→ Your instructions
Among these lines, how many include "components"? Answer only with the number.

→ Information provided
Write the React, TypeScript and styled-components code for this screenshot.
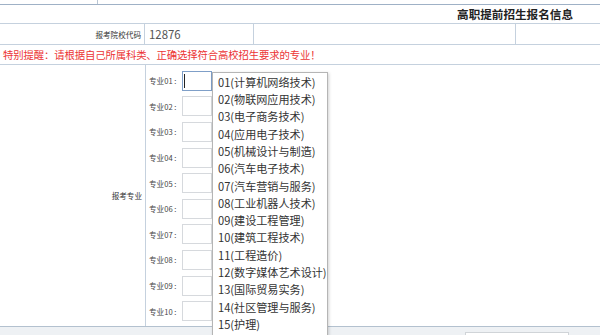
import styled, { createGlobalStyle } from 'styled-components';

const GlobalStyle = createGlobalStyle`
  html, body {
    margin: 0;
    padding: 0;
    background: #ffffff;
    overflow: hidden;
  }
  body {
    font-family: "Noto Sans CJK SC", "Liberation Sans", sans-serif;
    color: #333333;
  }
`;

const LINE = '#c5d1de';

// 전체 페이지
const Page = styled.div`
  width: 600px;
  height: 335px;
  display: flex;
  flex-direction: column;
  overflow: hidden;
`;

// 위쪽 이전 표의 끝 부분
const TopStub = styled.div`
  height: 4px;
  display: flex;
  border-bottom: 1px solid #9fb1c6;
`;

const StubCell = styled.div`
  width: 97px;
  border-right: 1px solid #b9c6d4;
`;

// 제목 줄
const TitleRow = styled.div`
  height: 18px;
  line-height: 18px;
  text-align: right;
  padding-right: 27px;
  font-size: 11.6px;
  font-weight: bold;
  color: #222222;
  border-bottom: 1px solid ${LINE};
`;

// 학교 코드 줄
const CodeRow = styled.div`
  height: 20px;
  display: grid;
  grid-template-columns: 145px 109px 262px 1fr;
  border-bottom: 1px solid ${LINE};
`;

const Cell = styled.div<{ $right?: boolean }>`
  border-right: 1px solid ${(p) => (p.$right ? LINE : 'transparent')};
  display: flex;
  align-items: center;
`;

const SmallLabel = styled.span`
  font-size: 7.6px;
  color: #333333;
  margin-left: auto;
  padding-right: 3px;
  white-space: nowrap;
`;

const CodeValue = styled.span`
  font-size: 11.4px;
  color: #555555;
  padding-left: 4px;
`;

// 빨간 안내 문구
const NoticeRow = styled.div`
  height: 19px;
  line-height: 19px;
  padding-left: 3px;
  font-size: 10.4px;
  letter-spacing: -0.15px;
  color: #ec3434;
  white-space: nowrap;
  border-bottom: 1px solid ${LINE};
`;

// 전공 선택 영역
const MajorRow = styled.div`
  height: 261px;
  display: grid;
  grid-template-columns: 146px 1fr;
  border-bottom: 1px solid #b3c1cf;
`;

const MajorLabelCell = styled.div`
  border-right: 1px solid ${LINE};
  display: flex;
  align-items: center;
  justify-content: flex-end;
  padding-right: 0;
`;

const MajorFields = styled.div`
  padding-top: 3px;
  display: flex;
  flex-direction: column;
`;

const FieldRow = styled.div`
  height: 25.6px;
  display: flex;
  align-items: center;
  padding-left: 3px;
`;

const FieldLabel = styled.span`
  width: 31px;
  font-size: 7.6px;
  color: #444444;
  white-space: nowrap;
`;

const InputWrap = styled.div`
  position: relative;
  margin-left: 2px;
`;

const FieldInput = styled.div<{ $focused?: boolean }>`
  width: 28px;
  height: 18px;
  background: #ffffff;
  border: 1px solid ${(p) => (p.$focused ? '#7f9fc8' : '#d6d9dd')};
`;

const Caret = styled.span`
  position: absolute;
  left: 2px;
  top: 3px;
  width: 1px;
  height: 14px;
  background: #222222;
`;

// 드롭다운 목록
const Dropdown = styled.ul`
  position: absolute;
  left: 30px;
  top: 1px;
  width: 114px;
  margin: 0;
  padding: 1px 0 2px 0;
  list-style: none;
  background: #ffffff;
  border: 1px solid #b5b5b5;
  box-shadow: 1px 1px 3px rgba(0, 0, 0, 0.18);
  z-index: 2;
`;

const DropdownItem = styled.li`
  height: 17.3px;
  line-height: 17.3px;
  padding-left: 5px;
  font-size: 11.1px;
  color: #333333;
  white-space: nowrap;
`;

// 아래 회색 부분
const Footer = styled.div`
  flex: 1;
  background: #eef1f4;
  display: flex;
  align-items: flex-end;
  padding-left: 465px;
`;

const FooterBox = styled.div`
  width: 102px;
  height: 2px;
  background: #ffffff;
  border: 1px solid #d0d4d8;
  border-bottom: none;
`;

const majors = [
  '计算机网络技术',
  '物联网应用技术',
  '电子商务技术',
  '应用电子技术',
  '机械设计与制造',
  '汽车电子技术',
  '汽车营销与服务',
  '工业机器人技术',
  '建设工程管理',
  '建筑工程技术',
  '工程造价',
  '数字媒体艺术设计',
  '国际贸易实务',
  '社区管理与服务',
  '护理',
];

const pad = (n: number) => (n < 10 ? '0' + n : '' + n);

export default function App() {
  return (
    <Page>
      <GlobalStyle />
      <TopStub>
        <StubCell />
      </TopStub>
      <TitleRow>高职提前招生报名信息</TitleRow>
      <CodeRow>
        <Cell $right>
          <SmallLabel>报考院校代码</SmallLabel>
        </Cell>
        <Cell $right>
          <CodeValue>12876</CodeValue>
        </Cell>
        <Cell $right />
        <Cell />
      </CodeRow>
      <NoticeRow>特别提醒：请根据自己所属科类、正确选择符合高校招生要求的专业！</NoticeRow>
      <MajorRow>
        <MajorLabelCell>
          <SmallLabel>报考专业</SmallLabel>
        </MajorLabelCell>
        <MajorFields>
          {Array.from({ length: 10 }, (_, i) => (
            <FieldRow key={i}>
              <FieldLabel>专业{pad(i + 1)} :</FieldLabel>
              <InputWrap>
                <FieldInput $focused={i === 0} />
                {i === 0 && <Caret />}
                {i === 0 && (
                  <Dropdown>
                    {majors.map((m, j) => (
                      <DropdownItem key={j}>
                        {pad(j + 1)}({m})
                      </DropdownItem>
                    ))}
                  </Dropdown>
                )}
              </InputWrap>
            </FieldRow>
          ))}
        </MajorFields>
      </MajorRow>
      <Footer>
        <FooterBox />
      </Footer>
    </Page>
  );
}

→ Completed exercise
2